LurkerFAQs is an archiver for the GameFAQs message boards.
It scrapes the GameFAQs message boards and stores topics and posts in a database. There is a front end to access the archived material.
LurkerFAQs was originally written in PHP. This is a rewrite of LurkerFAQs using Python and Django.
To install and run LurkerFAQs, go to the project root directory and execute
./setup/setup.sh
NOTE: this script assumes that you are using Ubuntu 12.04 Server Edition
Change your MySQL database password via
mysqladmin -uroot password <new_pass>
and then change the db password in settings.py to <new_pass>
The archiver is a daemon that scrapes the GameFAQs message board. Message boards
to scrape is defined in settings.py
in the following format:
GFAQS_BOARDS = [
(<board_alias>, <board_name>, <refresh_rate>),
(<board_alias>, <board_name>, <refresh_rate>),
...
]
<board_alias> => gamefaqs.com/boards/[.....]

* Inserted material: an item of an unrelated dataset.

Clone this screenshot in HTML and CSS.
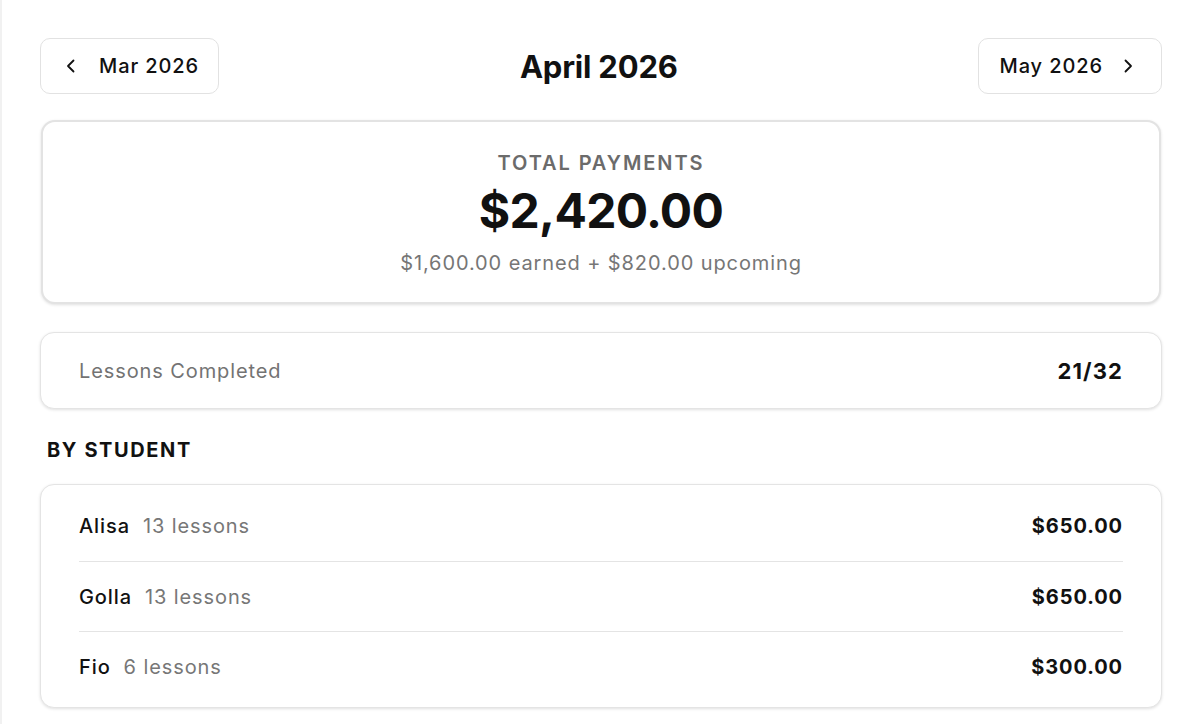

<board_name> => name of board to show on page
<refresh_rate> => period in min. that the archiver checks the board
ex:
GFAQS_BOARDS = [
("8-gamefaqs-contests", "GameFAQs Contests", 5),
...
]
To start the archiver, run the command
./manage.py archvier start
The error/info log for the gfaqs archiver can be found at run/archiver.log
For boards that require authentication (ie. CE), you can set a user to login as
in settings.py
GFAQS_LOGIN_AS_USER=True
GFAQS_LOGIN_EMAIL=""
GFAQS_LOGIN_PASSWORD=""
The archiver scrapes GameFAQs and assumes a certain DOM structure for the site. This makes it very brittle against minor changes to the DOM. There is a test to detect when the structure changes and whether or not you can still login:
./manage.py test gfaqs.GFAQSDOMTest
There is a cron job setup to run this periodically. If you want to be notified when the test fails fails via email, set the following setting variables:
EMAIL_HOST = ''
EMAIL_PORT = 25
EMAIL_HOST_USER = ''
EMAIL_HOST_PASSWORD = ''
The search server is Solr contained in a Jetty server.
Documents are topics. There is a batch to index topics in the database to the search server. Remember to restart the Jetty after indexing. By default there is a cronjob to index unindexed topics every day.
LurkerFAQs has the capibility of automatically backuping the database to AWS S3. This can be enabled by setting the following setting variables:
ENABLE_S3_DB_BACKUP = False
AWS_ACCESS_KEY_ID = ''
AWS_SECRET_ACCESS_KEY = ''
AWS_S3_BUCKET_NAME = ''
For cost reasons, it is recommended to use the lifecycle feature of S3 to archive these backups using AWS Glacier.